:: Rows

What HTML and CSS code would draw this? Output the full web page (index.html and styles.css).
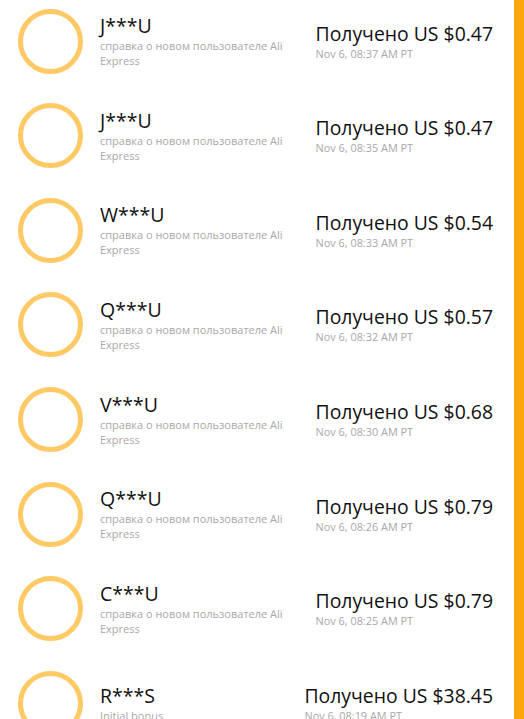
FILE: index.html
```html
<!DOCTYPE html>
<html lang="ru">
<head>
    <meta charset="UTF-8">
    <meta name="viewport" content="width=device-width, initial-scale=1.0">
    <title>Бонусы</title>
    <link rel="stylesheet" href="styles.css">
</head>
<body>
    <div class="page">
        <ul class="list">
            <li class="row">
                <div class="avatar"></div>
                <div class="info">
                    <div class="name">J***U</div>
                    <div class="note">справка о новом пользователе Ali Express</div>
                </div>
                <div class="amount">
                    <div class="sum">Получено US $0.47</div>
                    <div class="date">Nov 6, 08:37 AM PT</div>
                </div>
            </li>
            <li class="row">
                <div class="avatar"></div>
                <div class="info">
                    <div class="name">J***U</div>
                    <div class="note">справка о новом пользователе Ali Express</div>
                </div>
                <div class="amount">
                    <div class="sum">Получено US $0.47</div>
                    <div class="date">Nov 6, 08:35 AM PT</div>
                </div>
            </li>
            <li class="row">
                <div class="avatar"></div>
                <div class="info">
                    <div class="name">W***U</div>
                    <div class="note">справка о новом пользователе Ali Express</div>
                </div>
                <div class="amount">
                    <div class="sum">Получено US $0.54</div>
                    <div class="date">Nov 6, 08:33 AM PT</div>
                </div>
            </li>
            <li class="row">
                <div class="avatar"></div>
                <div class="info">
                    <div class="name">Q***U</div>
                    <div class="note">справка о новом пользователе Ali Express</div>
                </div>
                <div class="amount">
                    <div class="sum">Получено US $0.57</div>
                    <div class="date">Nov 6, 08:32 AM PT</div>
                </div>
            </li>
            <li class="row">
                <div class="avatar"></div>
                <div class="info">
                    <div class="name">V***U</div>
                    <div class="note">справка о новом пользователе Ali Express</div>
                </div>
                <div class="amount">
                    <div class="sum">Получено US $0.68</div>
                    <div class="date">Nov 6, 08:30 AM PT</div>
                </div>
            </li>
            <li class="row">
                <div class="avatar"></div>
                <div class="info">
                    <div class="name">Q***U</div>
                    <div class="note">справка о новом пользователе Ali Express</div>
                </div>
                <div class="amount">
                    <div class="sum">Получено US $0.79</div>
                    <div class="date">Nov 6, 08:26 AM PT</div>
                </div>
            </li>
            <li class="row">
                <div class="avatar"></div>
                <div class="info">
                    <div class="name">C***U</div>
                    <div class="note">справка о новом пользователе Ali Express</div>
                </div>
                <div class="amount">
                    <div class="sum">Получено US $0.79</div>
                    <div class="date">Nov 6, 08:25 AM PT</div>
                </div>
            </li>
            <li class="row">
                <div class="avatar"></div>
                <div class="info">
                    <div class="name">R***S</div>
                    <div class="note">Initial bonus</div>
                </div>
                <div class="amount">
                    <div class="sum">Получено US $38.45</div>
                    <div class="date">Nov 6, 08:19 AM PT</div>
                </div>
            </li>
        </ul>
        <div class="bar"></div>
    </div>
</body>
</html>
```

FILE: styles.css
```css
html, body {
    margin: 0;
    padding: 0;
    height: 100%;
    overflow: hidden;
}
body {
    font-family: "Open Sans", Arial, sans-serif;
    background-color: #fff;
    color: #111;
}
.page {
    display: flex;
    height: 100%;
}
.list {
    flex: 1;
    list-style: none;
    margin: -6px 0 0;
    padding: 0 21px 0 18px;
}
.row {
    display: flex;
    align-items: center;
    height: 94.57px;
}
.avatar {
    width: 55px;
    height: 55px;
    border: 5px solid #ffc966;
    border-radius: 50%;
    flex-shrink: 0;
}
.info {
    width: 190px;
    margin-left: 17px;
}
.name {
    font-size: 19.5px;
    line-height: 24px;
}
.note {
    font-size: 11px;
    line-height: 15px;
    color: #a8a8a8;
}
.amount {
    margin-left: auto;
}
.sum {
    font-size: 19.4px;
    line-height: 24px;
}
.date {
    font-size: 10.9px;
    line-height: 15px;
    color: #a8a8a8;
}
.bar {
    width: 10px;
    background-color: #ffa50d;
}
```
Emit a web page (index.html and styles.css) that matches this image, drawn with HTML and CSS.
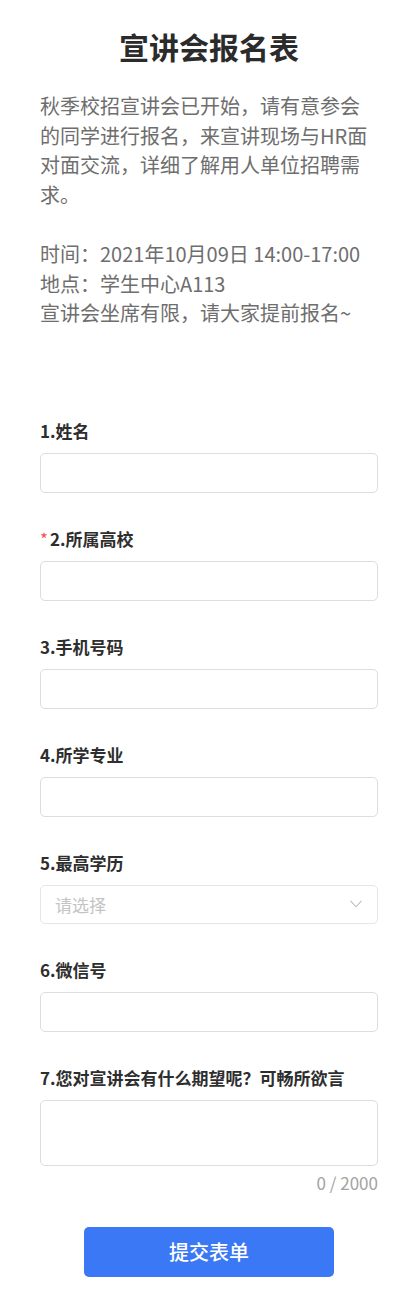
FILE: index.html
```html
<!DOCTYPE html>
<html lang="zh-CN">
<head>
<meta charset="utf-8">
<title>宣讲会报名表</title>
<link rel="stylesheet" href="styles.css">
</head>
<body>
<div class="page">
  <h1 class="title">宣讲会报名表</h1>
  <div class="intro">
    <p class="intro-p">秋季校招宣讲会已开始，请有意参会的同学进行报名，来宣讲现场与HR面对面交流，详细了解用人单位招聘需求。</p>
    <p class="intro-p intro-gap">时间：2021年10月09日 14:00-17:00<br>地点：学生中心A113<br>宣讲会坐席有限，请大家提前报名~</p>
  </div>
  <form class="form">
    <div class="item">
      <div class="label">1.姓名</div>
      <div class="field"></div>
    </div>
    <div class="item">
      <div class="label"><span class="req">*</span>2.所属高校</div>
      <div class="field"></div>
    </div>
    <div class="item">
      <div class="label">3.手机号码</div>
      <div class="field"></div>
    </div>
    <div class="item">
      <div class="label">4.所学专业</div>
      <div class="field"></div>
    </div>
    <div class="item">
      <div class="label">5.最高学历</div>
      <div class="field select">
        <span class="placeholder">请选择</span>
        <svg class="chev" width="12" height="8" viewBox="0 0 12 8"><path d="M0.5 0.8 L6 6.8 L11.5 0.8" fill="none" stroke="#bdbdbd" stroke-width="1.1"/></svg>
      </div>
    </div>
    <div class="item">
      <div class="label">6.微信号</div>
      <div class="field"></div>
    </div>
    <div class="item last">
      <div class="label">7.您对宣讲会有什么期望呢？可畅所欲言</div>
      <div class="field area"></div>
      <div class="counter">0 / 2000</div>
    </div>
    <div class="actions">
      <button type="button" class="submit">提交表单</button>
    </div>
  </form>
</div>
</body>
</html>
```
FILE: styles.css
```css
html, body {
  margin: 0;
  padding: 0;
  background: #ffffff;
}
body {
  font-family: "Noto Sans CJK SC", "Noto Sans", sans-serif;
  color: #333333;
}
.page {
  padding: 26px 40px 20px;
}
.title {
  margin: 0;
  font-size: 30px;
  line-height: 40px;
  font-weight: 700;
  text-align: center;
  color: #2b2b2b;
}
.intro {
  margin-top: 25px;
  color: #6e6e6e;
  font-size: 20px;
  line-height: 29.5px;
}
.intro-p {
  margin: 0;
}
.intro-gap {
  margin-top: 30px;
}
.form {
  margin-top: 91px;
}
.item {
  margin-bottom: 34px;
}
.item.last {
  margin-bottom: 0;
}
.label {
  font-size: 17px;
  line-height: 24px;
  font-weight: 700;
  color: #2e2e2e;
  margin-bottom: 10px;
}
.req {
  color: #f25555;
  font-weight: 400;
  margin-right: 2px;
}
.field {
  box-sizing: border-box;
  height: 40px;
  border: 1px solid #dddddd;
  border-radius: 5px;
  background: #fff;
}
.select {
  display: flex;
  align-items: center;
  justify-content: space-between;
  padding: 0 15px 0 14px;
  border-color: #e6e6e6;
  height: 39px;
}
.placeholder {
  font-size: 17px;
  color: #c4c4c4;
}
.area {
  height: 66px;
}
.counter {
  margin-top: 5px;
  text-align: right;
  font-size: 17px;
  line-height: 24px;
  color: #a3a3a3;
}
.actions {
  display: flex;
  justify-content: center;
  margin-top: 32px;
}
.submit {
  width: 250px;
  height: 50px;
  border: none;
  border-radius: 5px;
  background: #3b78f5;
  color: #ffffff;
  font-family: "Noto Sans CJK SC", sans-serif;
  font-size: 20px;
  font-weight: 500;
  cursor: pointer;
}
```
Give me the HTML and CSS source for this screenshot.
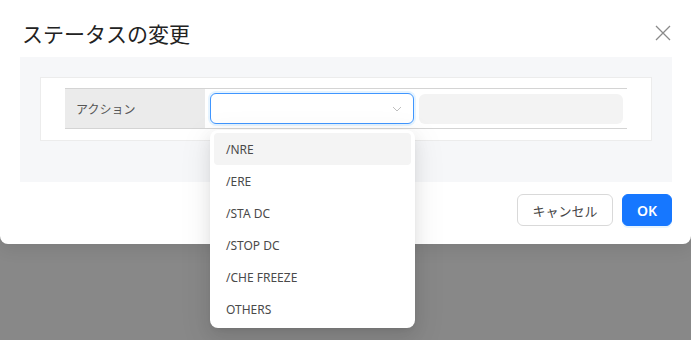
FILE: index.html
```html
<!DOCTYPE html>
<html lang="ja">
<head>
    <meta charset="UTF-8">
    <meta name="viewport" content="width=device-width, initial-scale=1.0">
    <title>ステータスの変更</title>
    <link rel="stylesheet" href="styles.css">
</head>
<body>
    <div class="modal">
        <div class="modal-header">
            <h2 class="modal-title">ステータスの変更</h2>
            <button class="close-button" aria-label="close">
                <svg width="16" height="16" viewBox="0 0 16 16">
                    <path d="M1 1 L15 15 M15 1 L1 15" stroke="#8a8a8a" stroke-width="1.3" fill="none"/>
                </svg>
            </button>
        </div>

        <div class="modal-body">
            <div class="form-box">
                <div class="form-row">
                    <div class="row-label">アクション</div>
                    <div class="row-field">
                        <div class="select is-open">
                            <svg class="select-arrow" width="10" height="6" viewBox="0 0 10 6">
                                <path d="M1 1 L5 5 L9 1" stroke="#bfbfbf" stroke-width="1" fill="none"/>
                            </svg>
                        </div>
                        <div class="input-disabled"></div>
                    </div>
                </div>
            </div>
        </div>

        <div class="modal-footer">
            <button class="btn btn-default">キャンセル</button>
            <button class="btn btn-primary">OK</button>
        </div>
    </div>

    <!-- ドロップダウン (セレクトの下に重ねる) -->
    <ul class="dropdown">
        <li class="dropdown-item is-active">/NRE</li>
        <li class="dropdown-item">/ERE</li>
        <li class="dropdown-item">/STA DC</li>
        <li class="dropdown-item">/STOP DC</li>
        <li class="dropdown-item">/CHE FREEZE</li>
        <li class="dropdown-item">OTHERS</li>
    </ul>
</body>
</html>
```

FILE: styles.css
```css
body {
    font-family: "Noto Sans", "Noto Sans CJK JP", sans-serif;
    margin: 0;
    height: 340px;
    overflow: hidden;
    background-color: #888; /* オーバーレイ */
    color: #333;
}

.modal {
    background-color: #fff;
    border-radius: 0 0 8px 8px;
    box-shadow: 0 6px 16px rgba(0, 0, 0, 0.08);
    padding: 19px 19px 19px 20px;
    height: 244px;
    box-sizing: border-box;
}

.modal-header {
    display: flex;
    justify-content: space-between;
    align-items: center;
    height: 28px;
    margin-bottom: 10px;
}

.modal-title {
    margin: 0 0 0 2px;
    font-family: "Noto Sans CJK JP", sans-serif;
    font-size: 21px;
    font-weight: 400;
    color: #222;
    line-height: 28px;
}

.close-button {
    border: none;
    background: none;
    padding: 0;
    margin-right: 1px;
    width: 16px;
    height: 16px;
    display: flex;
    cursor: pointer;
}

.modal-body {
    background-color: #f6f7f9;
    padding: 20px 20px 41px;
}

.form-box {
    background-color: #fff;
    border: 1px solid #ececec;
    padding: 10px 24px 11px;
}

.form-row {
    display: flex;
    border-top: 1px solid #d4d4d4;
    border-bottom: 1px solid #d4d4d4;
    height: 39px;
}

.row-label {
    width: 140px;
    background-color: #ebebeb;
    font-family: "Noto Sans CJK JP", sans-serif;
    font-size: 12px;
    color: #555;
    padding-left: 11px;
    display: flex;
    align-items: center;
    box-sizing: border-box;
}

.row-field {
    flex: 1;
    display: flex;
    align-items: center;
    padding: 0 4px 0 5px;
    gap: 5px;
}

.select {
    width: 204px;
    height: 31px;
    box-sizing: border-box;
    border: 1px solid #4096ff;
    border-radius: 6px;
    background-color: #fff;
    display: flex;
    justify-content: flex-end;
    align-items: center;
    padding-right: 11px;
}

.select.is-open {
    box-shadow: 0 0 0 2px rgba(5, 145, 255, 0.1);
}

.input-disabled {
    flex: 1;
    height: 30px;
    background-color: #f3f3f3;
    border-radius: 6px;
}

.modal-footer {
    display: flex;
    justify-content: flex-end;
    gap: 9px;
    margin-top: 12px;
}

.btn {
    height: 32px;
    border-radius: 6px;
    font-family: "Noto Sans CJK JP", sans-serif;
    font-size: 13px;
    padding: 0;
    white-space: nowrap;
    cursor: pointer;
}

.btn-default {
    width: 96px;
    background-color: #fff;
    border: 1px solid #d9d9d9;
    color: #444;
}

.btn-primary {
    width: 50px;
    background-color: #1677ff;
    border: 1px solid #1677ff;
    color: #fff;
    font-family: "Noto Sans", sans-serif;
    font-weight: 600;
    font-size: 14px;
    box-shadow: 0 2px 0 rgba(5, 145, 255, 0.1);
}

.dropdown {
    position: absolute;
    left: 210px;
    top: 130px;
    width: 205px;
    margin: 0;
    padding: 3px 4px;
    box-sizing: border-box;
    list-style: none;
    background-color: #fff;
    border-radius: 8px;
    box-shadow: 0 6px 16px rgba(0, 0, 0, 0.08), 0 3px 6px -4px rgba(0, 0, 0, 0.12), 0 9px 28px 8px rgba(0, 0, 0, 0.05);
}

.dropdown-item {
    height: 32px;
    line-height: 33px;
    padding-left: 12px;
    font-size: 12px;
    color: #4a4a4a;
    border-radius: 4px;
}

.dropdown-item.is-active {
    background-color: #f4f4f4;
}
```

::::

__Work to be completed__
Scan the listing above for the word "page" and show each line where it is found.

__Exercise answer__
What HTML and CSS code would draw this? Output the full web page (index.html and styles.css).
    <div class="page">
.page {
Emit a web page (index.html and styles.css) that matches this image, drawn with HTML and CSS.
<div class="page">
.page {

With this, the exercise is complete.